* Short task
Search the material for "index" and show all lines that contain it.
** BEGIN **
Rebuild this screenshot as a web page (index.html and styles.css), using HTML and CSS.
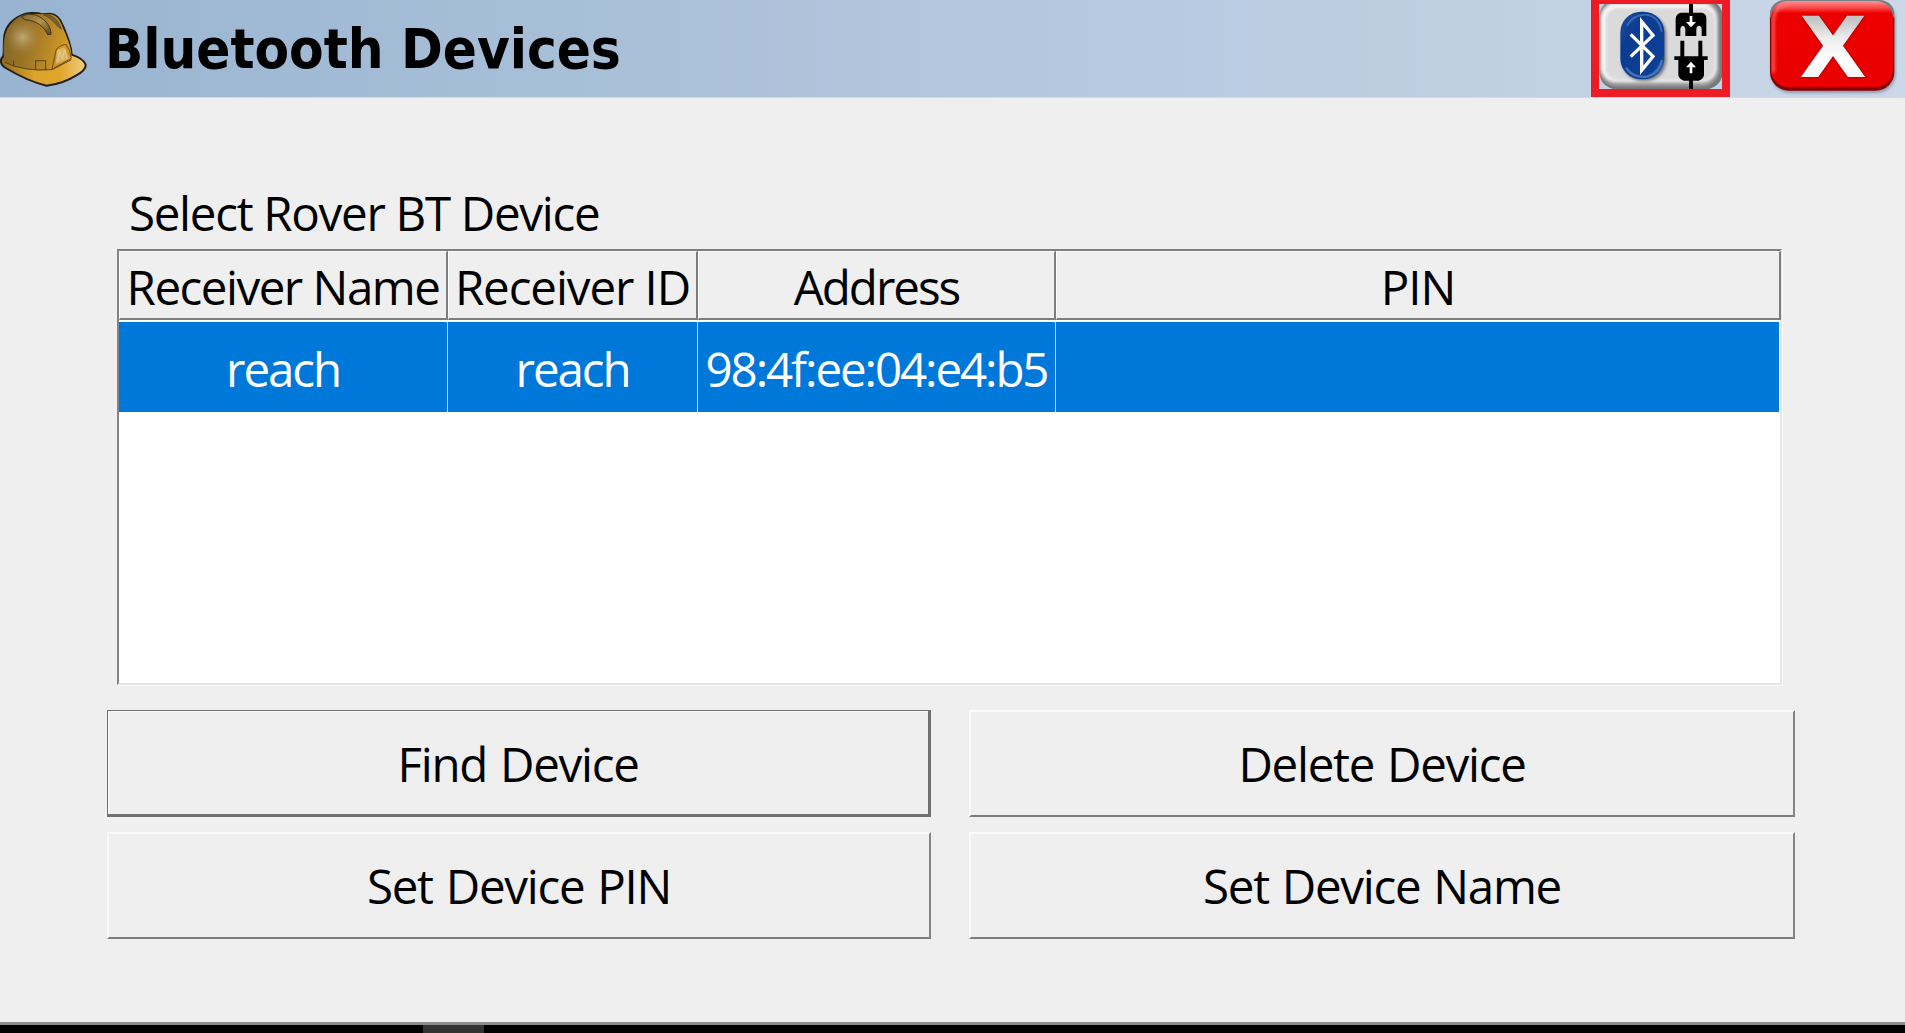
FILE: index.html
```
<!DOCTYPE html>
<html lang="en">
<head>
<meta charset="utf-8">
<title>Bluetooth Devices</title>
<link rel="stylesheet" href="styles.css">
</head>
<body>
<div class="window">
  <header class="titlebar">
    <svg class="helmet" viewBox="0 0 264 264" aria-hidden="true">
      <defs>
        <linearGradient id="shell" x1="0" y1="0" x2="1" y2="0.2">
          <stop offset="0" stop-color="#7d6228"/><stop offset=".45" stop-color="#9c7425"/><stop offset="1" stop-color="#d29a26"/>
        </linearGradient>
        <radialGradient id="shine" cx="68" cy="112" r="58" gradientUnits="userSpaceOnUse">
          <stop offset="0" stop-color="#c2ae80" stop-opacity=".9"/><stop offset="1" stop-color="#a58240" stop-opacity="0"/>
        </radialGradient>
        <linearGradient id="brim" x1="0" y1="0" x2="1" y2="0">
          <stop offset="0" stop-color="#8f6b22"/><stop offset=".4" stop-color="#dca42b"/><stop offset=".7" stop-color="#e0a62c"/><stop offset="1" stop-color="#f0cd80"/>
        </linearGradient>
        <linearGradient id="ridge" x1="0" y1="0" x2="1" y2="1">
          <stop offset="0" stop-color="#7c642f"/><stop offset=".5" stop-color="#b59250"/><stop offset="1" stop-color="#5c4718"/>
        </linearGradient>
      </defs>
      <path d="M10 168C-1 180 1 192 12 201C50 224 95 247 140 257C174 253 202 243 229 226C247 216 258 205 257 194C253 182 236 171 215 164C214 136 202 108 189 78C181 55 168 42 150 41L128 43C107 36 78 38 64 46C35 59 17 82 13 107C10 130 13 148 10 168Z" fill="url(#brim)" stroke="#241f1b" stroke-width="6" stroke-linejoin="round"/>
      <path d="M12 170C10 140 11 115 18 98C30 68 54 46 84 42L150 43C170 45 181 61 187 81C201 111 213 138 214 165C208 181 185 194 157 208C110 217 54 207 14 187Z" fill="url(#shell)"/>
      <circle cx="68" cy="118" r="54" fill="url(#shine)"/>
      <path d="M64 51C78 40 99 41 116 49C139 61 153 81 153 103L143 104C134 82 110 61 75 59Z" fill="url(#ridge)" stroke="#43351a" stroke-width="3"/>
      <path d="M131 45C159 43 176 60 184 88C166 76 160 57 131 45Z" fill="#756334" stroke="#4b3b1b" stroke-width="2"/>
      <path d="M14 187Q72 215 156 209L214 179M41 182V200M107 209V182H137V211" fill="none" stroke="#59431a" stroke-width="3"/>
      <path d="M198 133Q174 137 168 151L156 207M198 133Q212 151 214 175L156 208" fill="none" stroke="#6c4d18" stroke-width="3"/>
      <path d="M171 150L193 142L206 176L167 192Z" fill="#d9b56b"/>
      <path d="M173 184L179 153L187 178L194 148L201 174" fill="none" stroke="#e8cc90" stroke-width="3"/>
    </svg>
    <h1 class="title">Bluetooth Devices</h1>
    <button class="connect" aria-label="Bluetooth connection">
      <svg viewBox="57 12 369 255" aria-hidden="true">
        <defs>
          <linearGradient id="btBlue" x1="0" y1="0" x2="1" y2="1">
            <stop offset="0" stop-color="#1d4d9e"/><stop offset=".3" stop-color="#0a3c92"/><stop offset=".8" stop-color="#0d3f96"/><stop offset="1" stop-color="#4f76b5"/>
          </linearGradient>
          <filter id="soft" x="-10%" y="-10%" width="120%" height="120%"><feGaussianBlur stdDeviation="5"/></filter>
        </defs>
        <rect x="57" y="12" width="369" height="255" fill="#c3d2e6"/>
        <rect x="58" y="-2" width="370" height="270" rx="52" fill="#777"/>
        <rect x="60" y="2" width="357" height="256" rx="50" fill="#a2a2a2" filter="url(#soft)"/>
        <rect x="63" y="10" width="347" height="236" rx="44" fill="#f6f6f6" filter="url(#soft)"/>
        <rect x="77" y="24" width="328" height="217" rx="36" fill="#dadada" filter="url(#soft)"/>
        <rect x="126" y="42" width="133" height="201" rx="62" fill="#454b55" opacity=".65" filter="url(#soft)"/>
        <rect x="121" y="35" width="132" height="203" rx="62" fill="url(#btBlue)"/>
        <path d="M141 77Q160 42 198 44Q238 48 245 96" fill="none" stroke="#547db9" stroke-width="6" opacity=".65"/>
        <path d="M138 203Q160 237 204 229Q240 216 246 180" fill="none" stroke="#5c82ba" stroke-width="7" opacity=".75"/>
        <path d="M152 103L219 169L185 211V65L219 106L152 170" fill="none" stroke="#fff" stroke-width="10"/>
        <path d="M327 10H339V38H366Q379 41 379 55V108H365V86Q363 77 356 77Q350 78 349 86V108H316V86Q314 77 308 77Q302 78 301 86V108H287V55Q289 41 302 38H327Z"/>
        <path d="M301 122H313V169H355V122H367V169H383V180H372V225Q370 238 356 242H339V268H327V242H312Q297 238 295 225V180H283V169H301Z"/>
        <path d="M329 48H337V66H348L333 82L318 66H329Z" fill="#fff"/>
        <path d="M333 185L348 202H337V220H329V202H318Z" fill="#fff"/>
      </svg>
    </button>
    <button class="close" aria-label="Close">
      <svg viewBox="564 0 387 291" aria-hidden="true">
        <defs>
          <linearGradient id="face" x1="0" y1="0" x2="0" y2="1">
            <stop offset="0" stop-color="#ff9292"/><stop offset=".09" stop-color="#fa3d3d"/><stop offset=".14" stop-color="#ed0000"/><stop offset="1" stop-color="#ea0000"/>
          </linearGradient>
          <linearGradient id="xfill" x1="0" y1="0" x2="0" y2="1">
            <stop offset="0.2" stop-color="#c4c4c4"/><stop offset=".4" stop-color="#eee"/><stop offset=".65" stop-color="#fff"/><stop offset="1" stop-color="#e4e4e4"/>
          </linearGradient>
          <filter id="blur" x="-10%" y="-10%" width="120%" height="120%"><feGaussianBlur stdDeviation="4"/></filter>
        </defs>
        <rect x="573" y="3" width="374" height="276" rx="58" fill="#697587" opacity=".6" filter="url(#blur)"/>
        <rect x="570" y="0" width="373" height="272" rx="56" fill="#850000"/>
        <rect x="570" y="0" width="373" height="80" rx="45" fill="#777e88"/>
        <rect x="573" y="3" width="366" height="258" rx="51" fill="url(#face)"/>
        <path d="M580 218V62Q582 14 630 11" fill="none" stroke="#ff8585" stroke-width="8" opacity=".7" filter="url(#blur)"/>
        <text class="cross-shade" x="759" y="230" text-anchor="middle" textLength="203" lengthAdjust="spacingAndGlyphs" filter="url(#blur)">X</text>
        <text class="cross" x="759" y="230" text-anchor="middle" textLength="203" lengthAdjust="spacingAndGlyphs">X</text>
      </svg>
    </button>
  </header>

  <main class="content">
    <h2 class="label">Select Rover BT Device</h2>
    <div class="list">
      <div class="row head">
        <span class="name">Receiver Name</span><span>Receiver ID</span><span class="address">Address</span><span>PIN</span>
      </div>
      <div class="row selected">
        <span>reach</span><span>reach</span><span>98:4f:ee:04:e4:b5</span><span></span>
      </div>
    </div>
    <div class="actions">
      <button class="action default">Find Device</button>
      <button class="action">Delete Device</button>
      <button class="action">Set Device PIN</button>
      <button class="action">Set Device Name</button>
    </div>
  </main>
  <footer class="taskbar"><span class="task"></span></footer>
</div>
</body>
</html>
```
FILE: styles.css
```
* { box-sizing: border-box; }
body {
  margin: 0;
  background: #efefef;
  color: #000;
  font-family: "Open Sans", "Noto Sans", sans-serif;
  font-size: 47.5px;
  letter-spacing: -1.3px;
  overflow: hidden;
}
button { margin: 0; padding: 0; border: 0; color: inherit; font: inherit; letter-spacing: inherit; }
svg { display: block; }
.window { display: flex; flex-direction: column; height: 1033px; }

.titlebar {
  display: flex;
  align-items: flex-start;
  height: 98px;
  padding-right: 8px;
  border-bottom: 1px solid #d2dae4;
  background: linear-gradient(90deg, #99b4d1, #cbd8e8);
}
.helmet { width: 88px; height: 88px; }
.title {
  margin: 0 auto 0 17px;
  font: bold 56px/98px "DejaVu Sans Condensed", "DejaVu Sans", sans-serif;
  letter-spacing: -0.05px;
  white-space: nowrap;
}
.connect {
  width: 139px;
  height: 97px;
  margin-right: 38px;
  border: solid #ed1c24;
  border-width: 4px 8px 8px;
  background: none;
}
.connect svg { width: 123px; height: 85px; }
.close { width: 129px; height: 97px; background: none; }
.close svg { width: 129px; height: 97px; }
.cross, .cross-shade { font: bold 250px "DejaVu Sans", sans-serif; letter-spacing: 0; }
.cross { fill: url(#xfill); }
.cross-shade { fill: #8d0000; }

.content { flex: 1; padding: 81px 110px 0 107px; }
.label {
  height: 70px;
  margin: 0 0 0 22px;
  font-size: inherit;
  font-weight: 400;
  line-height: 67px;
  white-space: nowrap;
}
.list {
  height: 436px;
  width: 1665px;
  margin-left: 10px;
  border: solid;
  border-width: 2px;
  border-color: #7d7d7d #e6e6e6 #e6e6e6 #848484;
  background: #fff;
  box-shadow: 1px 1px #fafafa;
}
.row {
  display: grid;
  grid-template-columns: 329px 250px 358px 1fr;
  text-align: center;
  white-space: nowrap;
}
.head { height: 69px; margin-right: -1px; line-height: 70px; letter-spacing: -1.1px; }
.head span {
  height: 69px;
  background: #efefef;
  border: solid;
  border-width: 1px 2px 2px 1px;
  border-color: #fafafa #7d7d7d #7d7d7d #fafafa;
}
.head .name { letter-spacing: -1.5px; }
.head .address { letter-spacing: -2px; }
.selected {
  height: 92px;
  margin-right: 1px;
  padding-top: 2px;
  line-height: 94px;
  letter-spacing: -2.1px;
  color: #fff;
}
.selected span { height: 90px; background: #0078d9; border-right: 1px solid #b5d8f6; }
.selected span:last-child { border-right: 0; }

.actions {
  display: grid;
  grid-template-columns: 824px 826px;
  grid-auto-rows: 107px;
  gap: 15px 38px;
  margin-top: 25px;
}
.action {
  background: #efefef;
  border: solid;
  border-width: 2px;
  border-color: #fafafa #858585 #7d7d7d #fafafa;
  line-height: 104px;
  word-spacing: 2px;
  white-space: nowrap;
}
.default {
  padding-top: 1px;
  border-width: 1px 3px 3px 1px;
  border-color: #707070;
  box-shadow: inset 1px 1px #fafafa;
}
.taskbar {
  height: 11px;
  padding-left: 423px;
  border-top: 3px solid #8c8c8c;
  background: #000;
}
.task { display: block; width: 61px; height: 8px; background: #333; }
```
** END **
* Answer for the task
Rebuild this screenshot as a web page (index.html and styles.css), using HTML and CSS.
FILE: index.html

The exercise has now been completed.